On My Own Again

6 Sep

 

After seven weeks of having my mom live with me and take care of me post-surgery and during my first round of chemo, I dropped her off at the airport to send her back to San Antonio. It was hard to believe she had been in Geneva for that long — in the beginning it was weird to have her there in my world, and then it was weird to have her gone. No more late-night giggling, squeezing past two beds stuck in a six-foot-wide room, yummy homemade meals, or lost slippers. No more expeditions to find “kosher pork chops”…

It was gross and grey and rainy outside, and I tried desperately to keep my mind off my mom’s departure.  So what did I do?

Well, first I tried to distract myself.  I went through all my school folders and tossed a bazillion files into the recycling bin. (The Swiss are really big on recycling – in some cantons, recycling pickup is free, but you have to pay a fee for every bag of trash you throw out.)  Then I read the New York Times and the Jerusalem Post.

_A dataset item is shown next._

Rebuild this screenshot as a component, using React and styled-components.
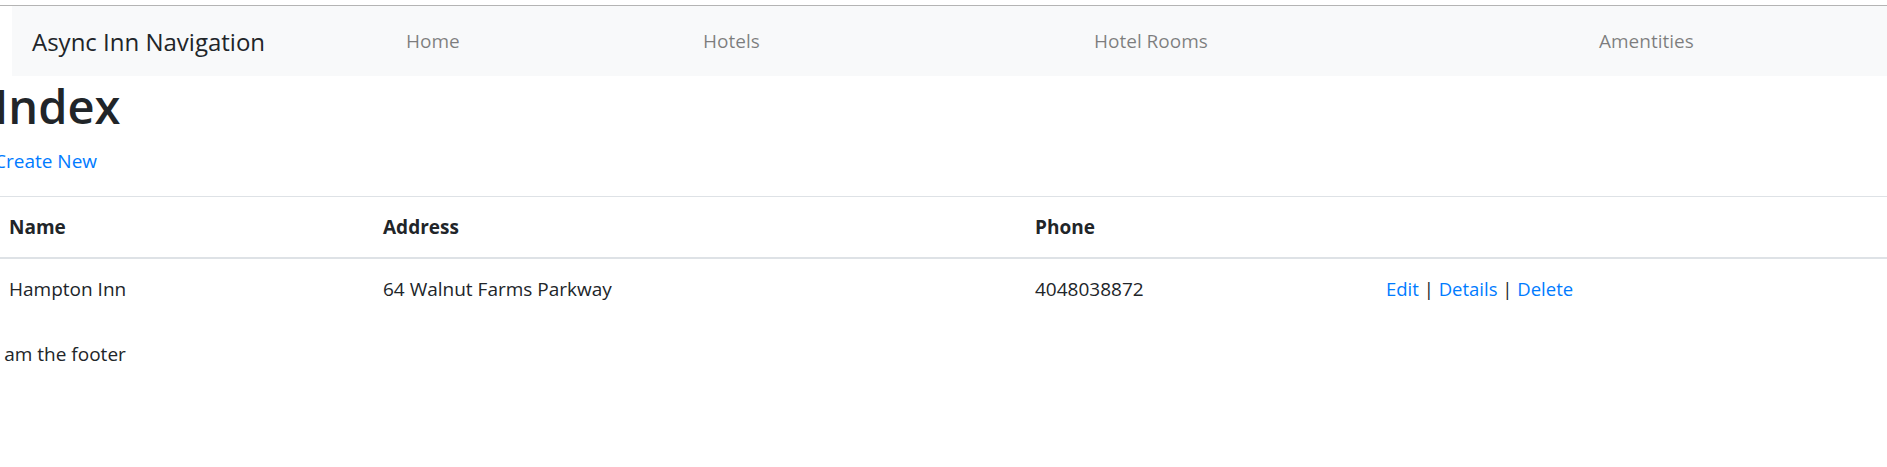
import React from "react";
import styled, { createGlobalStyle } from "styled-components";

const GlobalStyle = createGlobalStyle`
  html, body {
    margin: 0;
    padding: 0;
    background: #fff;
    overflow-x: hidden;
  }
  body {
    font-family: "Open Sans", "Noto Sans", sans-serif;
    font-size: 20px;
    line-height: 30px;
    color: #212529;
  }
`;

const Page = styled.div`
  padding-top: 5px;
`;

const Header = styled.header`
  border-top: 1px solid #b4b4b4;
`;

const Navbar = styled.nav`
  margin-left: 12px;
  background: #f8f9fa;
  height: 70px;
  padding: 0 20px;
  display: grid;
  grid-template-columns: 374px 297px 391px 505px 1fr;
  align-items: center;
`;

const Brand = styled.a`
  font-size: 24px;
  line-height: 37px;
  color: #212529;
  white-space: nowrap;
  text-decoration: none;
`;

const NavLink = styled.a`
  font-size: 19px;
  color: rgba(0, 0, 0, 0.5);
  text-decoration: none;
  white-space: nowrap;
`;

const Main = styled.main`
  margin-left: -6px;
`;

const Title = styled.h1`
  margin: 0 0 10px;
  font-size: 47px;
  line-height: 60px;
  font-weight: 600;
  color: #212529;
`;

const Para = styled.p`
  margin: 0 0 20px;
  font-size: 19px;
`;

const Link = styled.a`
  color: #007bff;
  text-decoration: none;
`;

const Table = styled.table`
  width: 100%;
  table-layout: fixed;
  border-collapse: collapse;
  margin-bottom: 20px;
  font-size: 19px;
`;

const Th = styled.th`
  text-align: left;
  font-weight: 700;
  padding: 15px;
  border-top: 1px solid #dee2e6;
  border-bottom: 2px solid #dee2e6;
`;

const Td = styled.td`
  padding: 15px;
  border-top: ${(p) => (p.$first ? "none" : "1px solid #dee2e6")};
`;

const Actions = styled.span`
  font-size: 18.5px;
`;

const Sep = styled.span`
  color: #212529;
`;

const Footer = styled.footer`
  font-size: 19px;
`;

const hotels = [
  { name: "Hampton Inn", address: "64 Walnut Farms Parkway", phone: "4048038872" },
];

export default function App() {
  return (
    <Page>
      <GlobalStyle />
      <Header>
        <Navbar>
          <Brand href="#">Async Inn Navigation</Brand>
          <NavLink href="#">Home</NavLink>
          <NavLink href="#">Hotels</NavLink>
          <NavLink href="#">Hotel Rooms</NavLink>
          <NavLink href="#">Amentities</NavLink>
        </Navbar>
      </Header>
      <Main>
        <Title>Index</Title>
        <Para>
          <Link href="#">Create New</Link>
        </Para>
        <Table>
          <colgroup>
            <col style={{ width: 374 }} />
            <col style={{ width: 652 }} />
            <col style={{ width: 351 }} />
            <col />
          </colgroup>
          <thead>
            <tr>
              <Th>Name</Th>
              <Th>Address</Th>
              <Th>Phone</Th>
              <Th></Th>
            </tr>
          </thead>
          <tbody>
            {hotels.map((h, i) => (
              <tr key={h.name}>
                <Td $first={i === 0}>{h.name}</Td>
                <Td $first={i === 0}>{h.address}</Td>
                <Td $first={i === 0}>{h.phone}</Td>
                <Td $first={i === 0}>
                  <Actions>
                    <Link href="#">Edit</Link> <Sep>|</Sep>{" "}
                    <Link href="#">Details</Link> <Sep>|</Sep>{" "}
                    <Link href="#">Delete</Link>
                  </Actions>
                </Td>
              </tr>
            ))}
          </tbody>
        </Table>
        <Footer>I am the footer</Footer>
      </Main>
    </Page>
  );
}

After that I made a peanut butter and jelly sandwich and ate it, even though the bread was rough and hurt my chemo-sensitive mouth.  Then I took a trip to the grocery store to replace a mug that Mom had broken and buy a box of lemon cookies.

Then I cried in my room as I ate the entirety of the box of lemon cookies.  It was probably one of my lowest points post-diagnosis.

And after that, I freaked out.  I was scared to have to manage the chemo and its side effects by myself.  The day after my mom left, I ran a fever for the first time, and all sorts of other little problems started popping up with my eyesight and my blood pressure.  Thankfully, my oncologist (a man whose office was liberally sprinkled with his daughter’s crayon drawings) was understanding when I made several panicked visits to his office that first week, and my friend was not upset that I missed her thesis defense.

It’s frightening to have cancer and be on your own!